Słyszałem od Sylwestra Latkowskiego i innych osób, że padłem ofiarą ABW, że stają na głowie, bym trafił do aresztu, bo jest to dla nich jedyna szansa, by nie ujawnić czystej manipulacji byłych żołnierzy WSI i wyjść z tej sprawy z twarzą. A ja mimo wszystko wierzyłem w sprawiedliwość. Trudno mi opisać, co czułem, gdy dowiedziałem się o postanowieniu sądu i jego uzasadnieniu. Moi obrońcy powiedzieli, że czegoś podobnego nie widzieli w życiu.
Szanowny Panie Ministrze. Jeżeli chodzi o to, że teoretycznie mogę mataczyć, to chciałbym zwrócić uwagę, że od 13 maja do 29 lipca znajdowałem się na wolności i byłem non stop obserwowany i podsłuchiwany przez ABW i prokuratura oraz sąd doskonale wiedzą, że zajmowałem się rodziną i pracą, ale nie mataczeniem: zastosowałem się do wszystkich nakazów sądu i prokuratury. Wpłaciłem kaucję, oddałem paszport, dwa razy w tygodniu meldowałem się na policji, specjalnie w tym celu podróżując 600 kilometrów z żoną i trzema córkami. Stawiałem się na każde wezwanie.

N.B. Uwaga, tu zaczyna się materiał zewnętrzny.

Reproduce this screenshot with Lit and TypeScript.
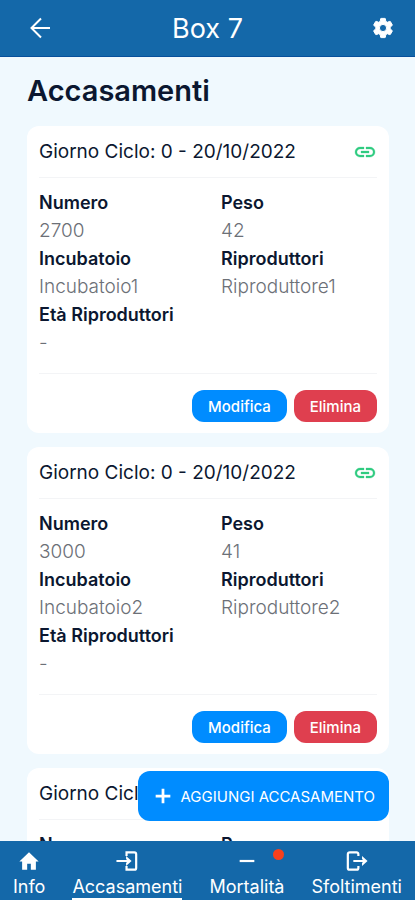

Szanowny Panie Ministrze, proszę o wybaczenie tonu mojego listu, przepełnionego bólem, goryczą i poczuciem głębokiej i niczym nie zasłużonej krzywdy. Panie Ministrze, ja i moja rodzina zawsze byliśmy uczciwymi ludźmi, nigdy nawet nie otarliśmy się o złamanie prawa. Tym samym kierowałem się w mojej pracy zawodowej. Proszę, by Pan zrozumiał, jaka krzywda nas spotkała. Nie proszę o litość, proszę o sprawiedliwość. Bo gdzie mam szukać sprawiedliwości, jeśli nie u Ministra Sprawiedliwości i Prokuratora Generalnego, nadzorującego i odpowiadającego za działania prokuratury.